Directive => Could you copy every line from the material below in which "screenshot" appears?

Supplied records =>
........

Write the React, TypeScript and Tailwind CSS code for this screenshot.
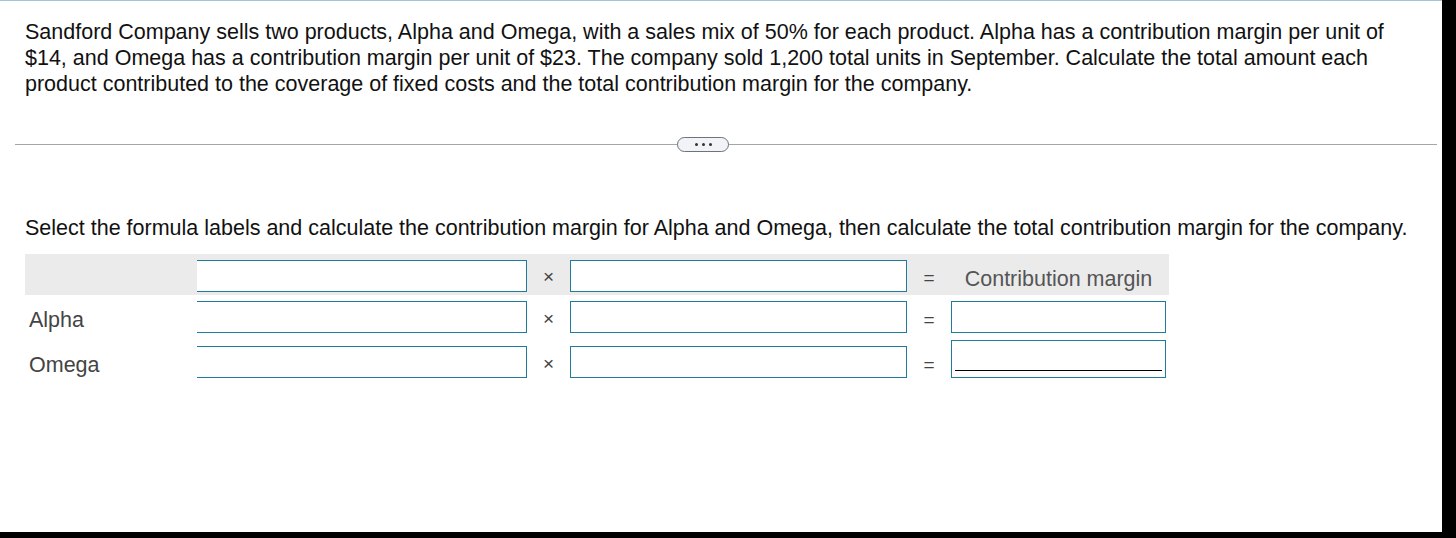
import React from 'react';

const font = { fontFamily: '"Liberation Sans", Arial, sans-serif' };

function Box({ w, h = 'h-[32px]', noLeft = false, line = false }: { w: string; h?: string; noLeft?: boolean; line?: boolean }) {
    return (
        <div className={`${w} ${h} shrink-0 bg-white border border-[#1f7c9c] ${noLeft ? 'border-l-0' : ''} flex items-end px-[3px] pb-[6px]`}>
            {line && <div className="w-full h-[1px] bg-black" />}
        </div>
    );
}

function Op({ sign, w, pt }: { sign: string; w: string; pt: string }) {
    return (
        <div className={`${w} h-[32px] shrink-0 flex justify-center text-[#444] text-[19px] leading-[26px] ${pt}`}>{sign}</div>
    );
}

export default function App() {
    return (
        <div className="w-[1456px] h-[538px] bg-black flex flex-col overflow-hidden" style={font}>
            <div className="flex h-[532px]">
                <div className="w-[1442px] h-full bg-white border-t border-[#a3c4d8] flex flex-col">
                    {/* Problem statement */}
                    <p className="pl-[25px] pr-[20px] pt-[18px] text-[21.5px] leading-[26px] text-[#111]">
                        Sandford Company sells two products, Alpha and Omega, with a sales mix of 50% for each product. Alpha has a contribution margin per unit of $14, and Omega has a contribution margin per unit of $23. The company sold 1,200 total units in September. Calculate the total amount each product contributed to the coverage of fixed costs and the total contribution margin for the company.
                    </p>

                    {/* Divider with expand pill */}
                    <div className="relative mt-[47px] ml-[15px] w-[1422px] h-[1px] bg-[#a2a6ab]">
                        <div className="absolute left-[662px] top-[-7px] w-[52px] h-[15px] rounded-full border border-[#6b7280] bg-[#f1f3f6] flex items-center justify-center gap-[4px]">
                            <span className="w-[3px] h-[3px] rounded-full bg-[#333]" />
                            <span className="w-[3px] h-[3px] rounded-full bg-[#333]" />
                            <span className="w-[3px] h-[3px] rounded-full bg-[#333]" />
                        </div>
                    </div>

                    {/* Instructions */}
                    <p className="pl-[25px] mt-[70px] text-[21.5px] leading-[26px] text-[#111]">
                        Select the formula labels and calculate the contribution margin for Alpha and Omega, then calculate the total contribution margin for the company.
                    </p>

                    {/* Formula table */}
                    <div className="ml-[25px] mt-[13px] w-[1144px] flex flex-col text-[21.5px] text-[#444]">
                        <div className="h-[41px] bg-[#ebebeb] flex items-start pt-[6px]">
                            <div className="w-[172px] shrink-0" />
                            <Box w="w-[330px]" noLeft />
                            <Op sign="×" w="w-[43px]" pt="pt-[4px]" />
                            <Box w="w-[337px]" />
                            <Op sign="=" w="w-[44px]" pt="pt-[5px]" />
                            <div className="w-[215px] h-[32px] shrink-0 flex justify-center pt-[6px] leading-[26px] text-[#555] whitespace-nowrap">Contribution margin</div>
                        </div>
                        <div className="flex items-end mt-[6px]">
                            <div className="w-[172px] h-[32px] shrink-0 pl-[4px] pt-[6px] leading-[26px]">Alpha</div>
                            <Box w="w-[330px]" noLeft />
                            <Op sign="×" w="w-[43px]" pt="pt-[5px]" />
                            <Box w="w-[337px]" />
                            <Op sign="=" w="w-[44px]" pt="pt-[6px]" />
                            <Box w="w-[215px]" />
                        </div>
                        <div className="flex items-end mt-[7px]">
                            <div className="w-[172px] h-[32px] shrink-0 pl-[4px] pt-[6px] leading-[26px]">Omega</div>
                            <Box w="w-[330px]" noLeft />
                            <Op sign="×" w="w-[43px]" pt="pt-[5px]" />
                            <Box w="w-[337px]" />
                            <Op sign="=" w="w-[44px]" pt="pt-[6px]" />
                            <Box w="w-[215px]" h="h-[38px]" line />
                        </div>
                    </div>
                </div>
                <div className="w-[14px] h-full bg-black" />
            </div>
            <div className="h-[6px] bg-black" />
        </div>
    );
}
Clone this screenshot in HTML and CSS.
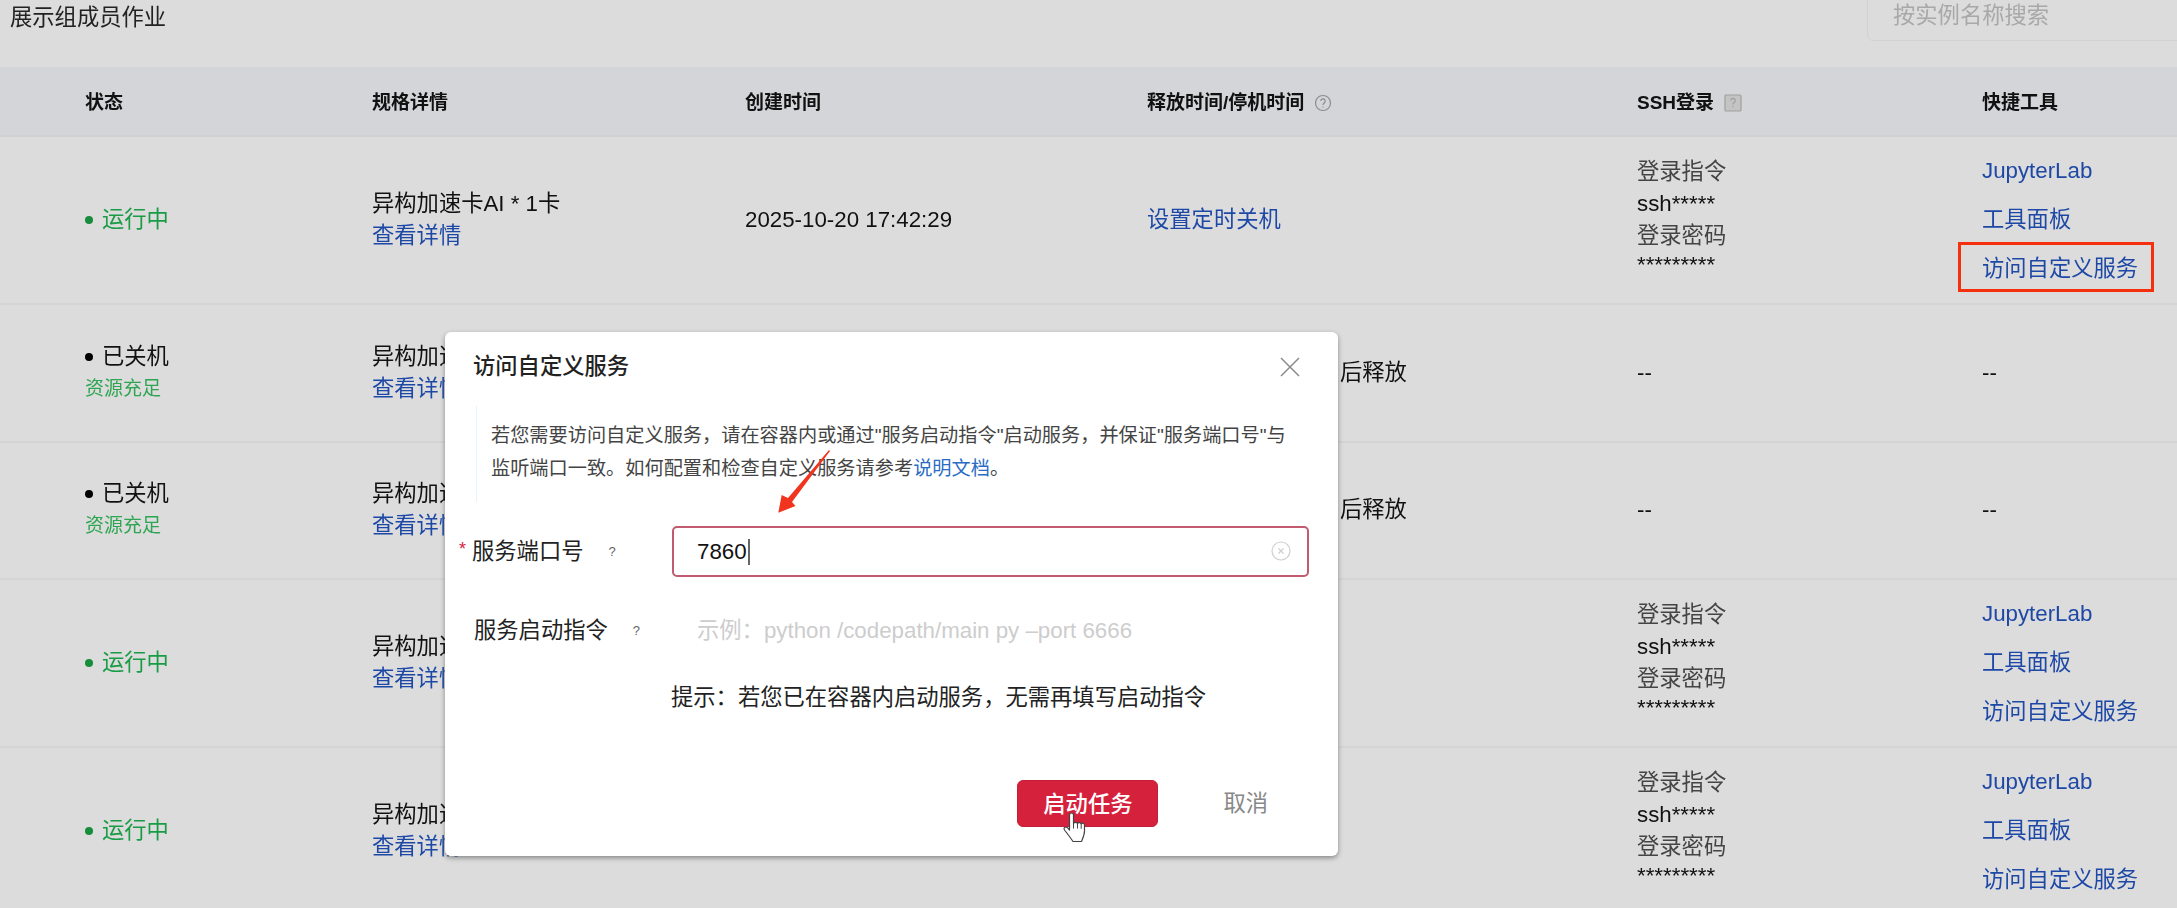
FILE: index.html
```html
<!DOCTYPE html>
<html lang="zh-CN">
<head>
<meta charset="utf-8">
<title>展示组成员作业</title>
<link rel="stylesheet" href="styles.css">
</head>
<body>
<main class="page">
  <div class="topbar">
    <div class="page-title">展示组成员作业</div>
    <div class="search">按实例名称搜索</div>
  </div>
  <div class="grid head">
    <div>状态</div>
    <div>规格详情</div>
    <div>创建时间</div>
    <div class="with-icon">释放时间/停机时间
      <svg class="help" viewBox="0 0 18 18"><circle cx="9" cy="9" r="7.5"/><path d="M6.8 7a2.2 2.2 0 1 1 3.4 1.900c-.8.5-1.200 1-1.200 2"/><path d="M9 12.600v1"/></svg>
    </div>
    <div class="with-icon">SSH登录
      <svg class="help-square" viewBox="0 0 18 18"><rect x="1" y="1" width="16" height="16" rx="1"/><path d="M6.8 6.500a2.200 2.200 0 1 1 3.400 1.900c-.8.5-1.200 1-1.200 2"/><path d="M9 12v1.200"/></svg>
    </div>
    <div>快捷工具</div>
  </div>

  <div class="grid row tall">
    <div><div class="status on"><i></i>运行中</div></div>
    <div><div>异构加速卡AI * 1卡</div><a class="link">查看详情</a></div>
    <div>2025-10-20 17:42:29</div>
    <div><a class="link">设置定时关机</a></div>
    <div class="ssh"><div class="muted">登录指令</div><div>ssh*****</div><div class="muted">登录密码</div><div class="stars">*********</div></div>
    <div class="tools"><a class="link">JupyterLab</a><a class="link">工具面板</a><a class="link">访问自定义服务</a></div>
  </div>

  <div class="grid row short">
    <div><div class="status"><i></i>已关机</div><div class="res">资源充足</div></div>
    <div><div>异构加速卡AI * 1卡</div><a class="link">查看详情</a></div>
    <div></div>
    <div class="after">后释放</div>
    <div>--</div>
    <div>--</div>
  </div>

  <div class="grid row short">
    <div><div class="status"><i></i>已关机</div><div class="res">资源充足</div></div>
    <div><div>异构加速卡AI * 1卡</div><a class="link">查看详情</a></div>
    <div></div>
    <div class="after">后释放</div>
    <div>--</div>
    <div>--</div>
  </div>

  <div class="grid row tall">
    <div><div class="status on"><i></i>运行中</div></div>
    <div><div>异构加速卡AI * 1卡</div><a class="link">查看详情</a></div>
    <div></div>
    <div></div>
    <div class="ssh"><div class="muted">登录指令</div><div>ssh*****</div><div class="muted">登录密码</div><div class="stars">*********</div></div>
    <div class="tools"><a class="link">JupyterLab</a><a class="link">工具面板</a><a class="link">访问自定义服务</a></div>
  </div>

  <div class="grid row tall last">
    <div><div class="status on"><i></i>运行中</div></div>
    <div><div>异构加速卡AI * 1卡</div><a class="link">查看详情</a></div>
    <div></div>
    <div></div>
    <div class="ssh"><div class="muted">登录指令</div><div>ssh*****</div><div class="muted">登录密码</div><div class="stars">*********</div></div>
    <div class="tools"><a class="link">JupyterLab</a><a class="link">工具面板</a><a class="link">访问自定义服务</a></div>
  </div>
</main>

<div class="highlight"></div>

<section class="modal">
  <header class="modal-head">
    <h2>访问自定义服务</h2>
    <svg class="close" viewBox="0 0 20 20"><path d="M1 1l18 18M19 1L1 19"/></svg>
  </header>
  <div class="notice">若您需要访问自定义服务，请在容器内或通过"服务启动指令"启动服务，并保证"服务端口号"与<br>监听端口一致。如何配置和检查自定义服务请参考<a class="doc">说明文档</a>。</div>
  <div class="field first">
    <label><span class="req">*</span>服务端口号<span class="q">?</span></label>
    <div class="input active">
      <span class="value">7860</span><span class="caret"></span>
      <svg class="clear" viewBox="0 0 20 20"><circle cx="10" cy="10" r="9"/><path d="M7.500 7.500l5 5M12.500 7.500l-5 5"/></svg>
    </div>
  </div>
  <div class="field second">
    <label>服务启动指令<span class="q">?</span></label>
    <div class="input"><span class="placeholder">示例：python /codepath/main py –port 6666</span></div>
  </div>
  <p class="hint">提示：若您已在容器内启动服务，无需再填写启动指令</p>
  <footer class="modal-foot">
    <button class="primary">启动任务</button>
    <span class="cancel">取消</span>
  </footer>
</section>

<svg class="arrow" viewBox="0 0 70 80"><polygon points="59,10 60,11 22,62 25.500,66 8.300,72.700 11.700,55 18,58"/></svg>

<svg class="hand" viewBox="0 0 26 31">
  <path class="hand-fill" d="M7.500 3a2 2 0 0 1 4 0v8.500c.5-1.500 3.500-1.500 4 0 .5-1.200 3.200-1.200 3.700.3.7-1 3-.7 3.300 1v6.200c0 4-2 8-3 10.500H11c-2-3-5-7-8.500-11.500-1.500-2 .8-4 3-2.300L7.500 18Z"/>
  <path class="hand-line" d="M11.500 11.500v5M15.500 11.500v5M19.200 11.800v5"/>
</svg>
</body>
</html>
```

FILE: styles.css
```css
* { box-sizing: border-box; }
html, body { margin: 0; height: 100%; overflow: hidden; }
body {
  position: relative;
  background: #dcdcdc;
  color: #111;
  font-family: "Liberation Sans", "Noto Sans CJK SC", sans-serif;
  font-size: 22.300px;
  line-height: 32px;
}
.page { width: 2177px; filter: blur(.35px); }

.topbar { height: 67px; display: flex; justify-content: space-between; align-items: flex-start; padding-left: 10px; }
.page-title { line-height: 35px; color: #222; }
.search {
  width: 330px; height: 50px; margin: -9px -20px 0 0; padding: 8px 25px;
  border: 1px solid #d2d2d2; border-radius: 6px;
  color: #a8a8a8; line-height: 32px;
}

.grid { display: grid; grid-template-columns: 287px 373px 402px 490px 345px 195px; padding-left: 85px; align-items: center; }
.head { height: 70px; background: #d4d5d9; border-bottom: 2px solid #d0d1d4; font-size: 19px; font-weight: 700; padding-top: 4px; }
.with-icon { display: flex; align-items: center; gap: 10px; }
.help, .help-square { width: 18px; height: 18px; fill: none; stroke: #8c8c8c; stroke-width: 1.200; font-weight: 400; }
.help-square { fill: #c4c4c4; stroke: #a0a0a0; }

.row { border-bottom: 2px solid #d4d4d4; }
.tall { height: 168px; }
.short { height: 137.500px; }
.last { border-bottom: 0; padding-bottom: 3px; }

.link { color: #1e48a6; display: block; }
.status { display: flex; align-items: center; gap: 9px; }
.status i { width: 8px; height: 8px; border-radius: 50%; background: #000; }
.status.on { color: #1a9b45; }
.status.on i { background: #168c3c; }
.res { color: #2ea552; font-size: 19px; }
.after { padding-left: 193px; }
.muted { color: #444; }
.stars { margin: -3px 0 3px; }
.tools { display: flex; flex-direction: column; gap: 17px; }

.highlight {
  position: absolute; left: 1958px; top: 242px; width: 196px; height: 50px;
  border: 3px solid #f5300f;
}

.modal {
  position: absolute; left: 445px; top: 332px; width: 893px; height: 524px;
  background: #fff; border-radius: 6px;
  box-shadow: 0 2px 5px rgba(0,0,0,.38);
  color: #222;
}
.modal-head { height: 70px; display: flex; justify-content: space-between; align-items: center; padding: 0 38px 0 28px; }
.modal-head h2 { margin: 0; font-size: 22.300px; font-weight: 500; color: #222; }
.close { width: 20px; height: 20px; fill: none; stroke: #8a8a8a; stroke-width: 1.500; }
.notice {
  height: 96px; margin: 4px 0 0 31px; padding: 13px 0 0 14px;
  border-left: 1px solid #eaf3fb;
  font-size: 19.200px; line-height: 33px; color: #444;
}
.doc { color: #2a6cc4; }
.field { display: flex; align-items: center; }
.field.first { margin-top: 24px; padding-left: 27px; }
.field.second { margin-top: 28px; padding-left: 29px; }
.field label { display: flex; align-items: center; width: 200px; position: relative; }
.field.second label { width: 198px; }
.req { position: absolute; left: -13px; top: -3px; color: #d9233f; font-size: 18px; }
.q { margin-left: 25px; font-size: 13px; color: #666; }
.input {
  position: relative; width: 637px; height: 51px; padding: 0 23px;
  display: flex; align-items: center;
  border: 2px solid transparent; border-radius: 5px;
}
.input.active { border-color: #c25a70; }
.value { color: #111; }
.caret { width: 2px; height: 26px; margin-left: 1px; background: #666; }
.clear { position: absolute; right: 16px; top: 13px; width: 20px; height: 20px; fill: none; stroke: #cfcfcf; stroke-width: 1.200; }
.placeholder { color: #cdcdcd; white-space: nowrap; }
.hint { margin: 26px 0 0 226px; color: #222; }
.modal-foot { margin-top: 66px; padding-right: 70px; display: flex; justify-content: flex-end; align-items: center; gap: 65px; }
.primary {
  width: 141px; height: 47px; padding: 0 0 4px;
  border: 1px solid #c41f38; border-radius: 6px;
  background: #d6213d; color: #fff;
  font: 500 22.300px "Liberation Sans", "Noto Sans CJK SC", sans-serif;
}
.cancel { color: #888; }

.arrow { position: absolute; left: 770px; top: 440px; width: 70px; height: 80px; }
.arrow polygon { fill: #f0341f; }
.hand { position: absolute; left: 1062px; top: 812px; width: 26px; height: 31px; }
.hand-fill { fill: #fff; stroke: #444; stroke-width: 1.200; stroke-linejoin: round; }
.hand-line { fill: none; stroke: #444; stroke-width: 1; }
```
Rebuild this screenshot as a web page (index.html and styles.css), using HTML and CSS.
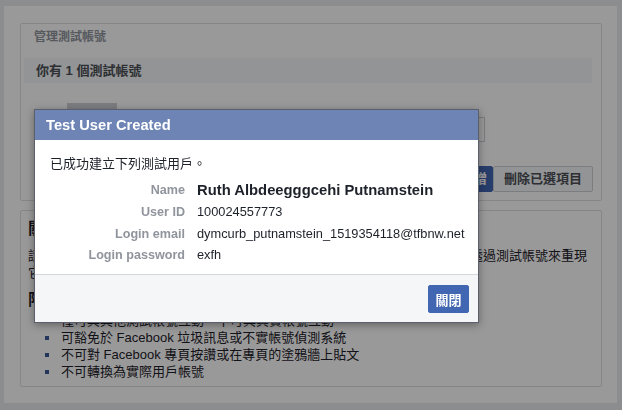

........

Solution to this problem =>
Write the React, TypeScript and Tailwind CSS code for this screenshot.
Clone this screenshot in HTML and CSS.
Rebuild this screenshot as a web page (index.html and styles.css), using HTML and CSS.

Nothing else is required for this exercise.